Thursday, 14 November 2013

Madness is Rare in Individuals

Book Review: The True Believer: Thoughts on the Nature of Mass Movements by Eric Hoffer (New York: Harper Perennial, 2010)





Blurb: A stevedore on the San Francisco docks in the 1940s, Eric Hoffer wrote philosophical treatises in his spare time while living in the railroad yards. The True Believer –the first and most famous of his books – became a bestseller when President Eisenhower cited it during one of the earliest televised press conferences. Completely relevant and essential for understanding the world today, The True Believer is a visionary, provocative look into the mind of the fanatic and a penetrating study of how an individual becomes one.

The author: Eric Hoffer (1902-1983) was self-educated and lived the life of a drifter through the 1930s. After Pearl Harbor, he worked as a longshoreman in San Francisco for twenty-five years. He is the author of ten books, including The Passionate State of Mind, The Ordeal of Change, and The Temper of Our Time. He was awarded the Presidential Medal of Freedom in 1983 and died later that year.

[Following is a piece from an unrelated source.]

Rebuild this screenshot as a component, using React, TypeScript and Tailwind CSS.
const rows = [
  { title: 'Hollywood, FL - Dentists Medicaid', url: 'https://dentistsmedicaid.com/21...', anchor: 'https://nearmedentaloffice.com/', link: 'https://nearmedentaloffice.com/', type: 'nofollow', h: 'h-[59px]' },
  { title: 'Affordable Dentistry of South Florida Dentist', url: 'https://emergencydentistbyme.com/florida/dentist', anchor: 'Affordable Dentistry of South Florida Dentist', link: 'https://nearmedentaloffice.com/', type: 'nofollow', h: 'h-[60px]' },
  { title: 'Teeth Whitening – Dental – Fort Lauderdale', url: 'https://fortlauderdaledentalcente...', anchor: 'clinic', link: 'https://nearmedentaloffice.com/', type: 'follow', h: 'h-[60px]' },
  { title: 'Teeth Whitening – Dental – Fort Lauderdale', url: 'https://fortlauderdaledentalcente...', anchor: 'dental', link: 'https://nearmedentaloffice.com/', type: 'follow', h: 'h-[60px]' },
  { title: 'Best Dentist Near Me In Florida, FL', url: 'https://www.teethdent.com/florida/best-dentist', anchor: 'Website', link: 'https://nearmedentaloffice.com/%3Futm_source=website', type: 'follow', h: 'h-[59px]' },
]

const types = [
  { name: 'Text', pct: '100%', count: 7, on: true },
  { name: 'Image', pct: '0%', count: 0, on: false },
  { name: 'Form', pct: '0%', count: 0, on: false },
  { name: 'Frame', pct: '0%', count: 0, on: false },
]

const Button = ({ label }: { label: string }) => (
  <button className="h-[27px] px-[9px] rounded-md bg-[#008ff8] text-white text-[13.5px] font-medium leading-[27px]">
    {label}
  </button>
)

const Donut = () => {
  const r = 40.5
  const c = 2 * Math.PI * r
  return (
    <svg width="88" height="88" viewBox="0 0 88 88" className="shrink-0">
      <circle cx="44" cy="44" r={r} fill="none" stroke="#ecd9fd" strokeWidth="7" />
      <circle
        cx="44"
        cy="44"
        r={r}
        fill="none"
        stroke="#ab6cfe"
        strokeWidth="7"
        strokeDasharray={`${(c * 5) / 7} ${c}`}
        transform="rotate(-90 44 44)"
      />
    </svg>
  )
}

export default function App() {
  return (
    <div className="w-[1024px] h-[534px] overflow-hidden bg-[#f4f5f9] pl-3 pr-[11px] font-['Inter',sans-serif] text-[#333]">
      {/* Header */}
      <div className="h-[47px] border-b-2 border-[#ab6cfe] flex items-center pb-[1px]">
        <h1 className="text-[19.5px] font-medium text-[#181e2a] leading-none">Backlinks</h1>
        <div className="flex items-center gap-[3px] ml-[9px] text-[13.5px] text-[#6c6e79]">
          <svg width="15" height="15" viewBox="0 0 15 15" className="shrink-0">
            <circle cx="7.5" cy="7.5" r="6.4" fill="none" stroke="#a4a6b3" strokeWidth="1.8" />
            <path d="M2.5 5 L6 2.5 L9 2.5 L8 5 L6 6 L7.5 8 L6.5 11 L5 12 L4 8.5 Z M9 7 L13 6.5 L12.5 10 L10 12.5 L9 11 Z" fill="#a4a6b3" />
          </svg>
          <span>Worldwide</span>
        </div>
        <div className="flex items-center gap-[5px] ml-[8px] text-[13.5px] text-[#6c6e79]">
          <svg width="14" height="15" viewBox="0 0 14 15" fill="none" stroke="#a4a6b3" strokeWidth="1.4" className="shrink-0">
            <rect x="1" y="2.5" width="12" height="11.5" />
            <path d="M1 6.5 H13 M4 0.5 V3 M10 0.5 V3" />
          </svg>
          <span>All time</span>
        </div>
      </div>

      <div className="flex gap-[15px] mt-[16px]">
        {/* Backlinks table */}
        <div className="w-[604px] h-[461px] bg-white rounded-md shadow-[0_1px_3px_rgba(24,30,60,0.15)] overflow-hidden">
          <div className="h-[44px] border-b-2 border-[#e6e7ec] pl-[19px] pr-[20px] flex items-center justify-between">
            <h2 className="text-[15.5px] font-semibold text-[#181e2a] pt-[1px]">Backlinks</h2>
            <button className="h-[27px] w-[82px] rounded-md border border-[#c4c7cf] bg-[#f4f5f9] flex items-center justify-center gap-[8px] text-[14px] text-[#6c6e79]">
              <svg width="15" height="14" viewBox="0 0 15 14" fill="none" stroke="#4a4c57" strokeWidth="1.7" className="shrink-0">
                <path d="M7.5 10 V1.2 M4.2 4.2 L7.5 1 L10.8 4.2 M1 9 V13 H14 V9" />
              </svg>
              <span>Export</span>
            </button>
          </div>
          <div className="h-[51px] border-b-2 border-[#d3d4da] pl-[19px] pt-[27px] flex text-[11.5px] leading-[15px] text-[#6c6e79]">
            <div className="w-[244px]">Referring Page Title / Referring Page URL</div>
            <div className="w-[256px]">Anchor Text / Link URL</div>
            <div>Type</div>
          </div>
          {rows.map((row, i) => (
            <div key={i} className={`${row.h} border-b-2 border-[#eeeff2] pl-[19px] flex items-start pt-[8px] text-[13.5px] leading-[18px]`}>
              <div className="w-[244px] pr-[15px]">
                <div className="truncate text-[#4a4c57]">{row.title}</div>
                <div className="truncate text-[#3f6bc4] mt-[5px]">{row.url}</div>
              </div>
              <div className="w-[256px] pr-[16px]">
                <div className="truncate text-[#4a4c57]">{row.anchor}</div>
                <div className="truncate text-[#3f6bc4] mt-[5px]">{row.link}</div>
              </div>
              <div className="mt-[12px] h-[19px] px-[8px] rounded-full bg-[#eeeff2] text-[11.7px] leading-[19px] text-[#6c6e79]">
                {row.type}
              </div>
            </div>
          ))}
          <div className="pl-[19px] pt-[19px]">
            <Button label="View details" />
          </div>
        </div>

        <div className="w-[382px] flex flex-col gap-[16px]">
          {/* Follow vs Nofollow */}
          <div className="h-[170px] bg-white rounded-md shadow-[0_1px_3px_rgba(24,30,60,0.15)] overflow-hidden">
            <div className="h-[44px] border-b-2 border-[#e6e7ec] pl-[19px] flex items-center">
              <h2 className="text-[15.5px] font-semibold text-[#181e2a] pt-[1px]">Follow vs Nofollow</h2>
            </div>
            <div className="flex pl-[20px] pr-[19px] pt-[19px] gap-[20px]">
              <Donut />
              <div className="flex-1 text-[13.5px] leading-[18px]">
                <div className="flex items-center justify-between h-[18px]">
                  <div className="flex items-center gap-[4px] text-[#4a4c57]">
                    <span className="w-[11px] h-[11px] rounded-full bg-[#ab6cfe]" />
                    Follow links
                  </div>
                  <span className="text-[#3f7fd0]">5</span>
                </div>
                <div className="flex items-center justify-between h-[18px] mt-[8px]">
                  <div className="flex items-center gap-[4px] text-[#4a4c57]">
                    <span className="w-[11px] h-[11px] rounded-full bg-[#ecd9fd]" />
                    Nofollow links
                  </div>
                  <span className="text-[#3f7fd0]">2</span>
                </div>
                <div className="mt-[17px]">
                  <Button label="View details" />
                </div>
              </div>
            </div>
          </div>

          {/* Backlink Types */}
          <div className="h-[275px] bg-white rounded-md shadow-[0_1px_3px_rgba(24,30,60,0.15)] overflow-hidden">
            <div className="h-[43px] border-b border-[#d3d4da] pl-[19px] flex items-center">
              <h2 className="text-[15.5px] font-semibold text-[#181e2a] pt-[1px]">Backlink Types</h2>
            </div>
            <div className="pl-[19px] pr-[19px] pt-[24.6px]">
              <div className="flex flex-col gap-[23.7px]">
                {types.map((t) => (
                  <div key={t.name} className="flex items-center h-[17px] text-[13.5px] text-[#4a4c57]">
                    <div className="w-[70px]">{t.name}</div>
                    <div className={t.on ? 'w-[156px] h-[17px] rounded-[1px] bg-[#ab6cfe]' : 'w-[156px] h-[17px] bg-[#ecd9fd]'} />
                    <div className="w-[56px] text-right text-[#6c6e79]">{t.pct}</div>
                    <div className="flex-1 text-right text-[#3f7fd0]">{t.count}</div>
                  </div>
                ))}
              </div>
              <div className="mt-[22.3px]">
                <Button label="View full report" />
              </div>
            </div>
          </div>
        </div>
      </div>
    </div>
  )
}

This book first came to my attention in 2010, after the failed IPCC summit on climate change in Copenhagen in December 2009, followed by the “climategate” emails of the preceding months, had all of a sudden cast doubt on what was arguably the most significant mass movement of the age. The scare was not quite what is had been hyped up to be, but certain people, even to this day, still cling doggedly to the belief that the world is warming up and mankind is primarily to blame, especially through our emission of carbon dioxide. Back in 2010, I noticed that such people were being labelled as “true believers”, and the purport was that such people’s faith never wavered in the slightest, regardless of the ever-emerging cracks or even overwhelming evidence that what they had called for and advocated no longer held up under scrutiny.  For further details, one had to read Eric Hoffer’s book, which was first published in 1951.

In previous blog posts, it has been pointed out the truth is not something that everyone is sincerely seeking, and the proof is that the majority of humanity lives and dies upon other than Islam. Therefore, demonstrating that something is undoubtedly true is not always enough to convince someone, because it is not minds and intellects that are diseased; it is hearts. Furthermore, this book was first mentioned on this blog in relation to a post about the religiosity of the AGW movement, and the lady who appears in the debate with Viscount Monckton would fit the description of the “true believer” perfectly. Again, one can see that the truth is not the primary motivator.